For the most part, those tracks still haven’t collided, but in Black Deutschland, Darryl Pinckney’s new novel, we’re given the closest thing in years: the chronicle of a gay black American in Berlin. The time is the present. West Berlin’s been commercialized. Pinckney’s narrator does a number of things in Germany—Jed looks for white boys, he attempts to float his writing career, he tries not to relapse into his bout with alcoholism—but while the novel’s context is obviously in light of race relations back home, the novel itself isn’t explicitly about race. The trials Jed faced in Chicago are very much a part of him, but he isn’t “escaping” them. He’s no Chico. Moreso than The Black Homosexual Escaping America for Europe, Jed is a dude who has moved in search of beauty:

“After those few summers of desperate rehearsal, tourist make-believe, I was recently sober and alone in a train compartment about to be locked tight for the border crossing between the fast-driving, exhibitionist German Federal Republic and the paranoid German Democratic Republic, with its harsh fuels. I’d left Chicago for good. I was inordinately proud of my one-way ticket. I’d become that person I so admired, the Black American expatriate.”

I won’t front like I knew about Pinckney before this novel (now I know), but it’s a novel we’ve needed, and it makes sense that he’s who’s written it—it touches on themes his criticism has circled for years.

Pinckney’s touched on Pushkin’s novella “The Negro of Peter the Great”, the conflicting vantages of Ava DuVernay’s Selma, altered states of consciousness in Romantic Literature, and the rush of shaking Jimmy Baldwin’s hand after panning his final novel “from the typewriter of Mr. Little Shit.” He has noted, on multiple occasions, that

it would seem that although black people are in the mainstream, black history still isn’t, because certain basic things about the history of being black in America—American history—have to be explained again.

And again, as it were. And again, and again, and again.

So begs an important question—when the author can’t make a home out of her country, just how far does she have to go to find one? And if it takes the American artist transplanting themselves to Beirut, or Mexico City, or Lisbon to come to terms, can they ever really adopt it? Can they really, really claim it? Because, as Major Jackson has noted elsewhere, the American author has greater access to the world than ever before, “but ironically we lack not only awareness but global relevance.”

I’ve always believed the artist makes a home in their residence. The works I love are place-centric, the sort of thing I’d like to write someday. But Pinckney raises a dilemma in transplanting his protagonist from Chicago to Somewhere Else—whether Home is simply wherever you find yourself at the time, or the accumulation of what you’ve brought with you, what all you’ve left behind.

It took Pinckney upwards of twenty years to write this book—which isn’t a criticism, the mastery is evident—but I couldn’t help wondering whether the catalyst for a look at life abroad, in lieu of Isherwood, was a reaction to the situation at home.
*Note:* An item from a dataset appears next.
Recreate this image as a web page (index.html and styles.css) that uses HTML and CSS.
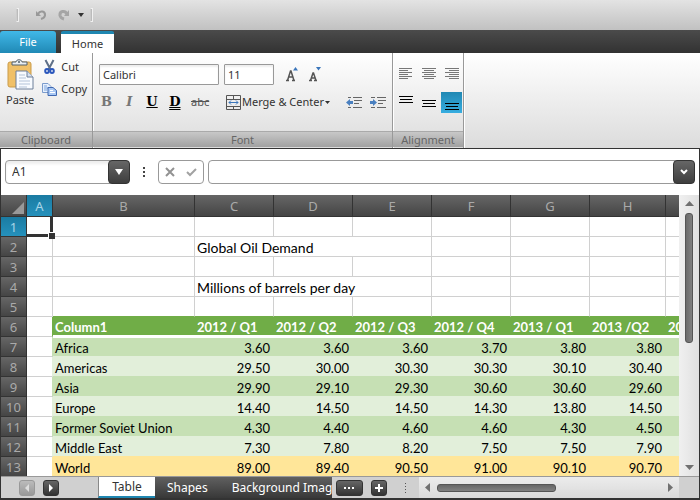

I wonder whether this apparent hostility will be the catalyst for more works, from other black authors, from the outside looking in. Work after work in pursuit of a better somewhere—only somewhere else. I wonder whether Pinckney, in his hiatus, thought to pursue the fluctuations in the public’s perceptions of African Americans over the past thirty years, and what that novel would look like. I wonder if one day he will sit down and write about it. I do hope, if not him, then somebody will. But then again, it isn’t the artist’s responsibility to reign in tome after tome of the times; as Susan Sontag’s told us, “the point of a writer’s life is to produce a great book—that is, a great book will last.”

It’ll be up to everyone else to confer the longstanding merits of Black Deutschland, but I think it is a great work. I will remember it.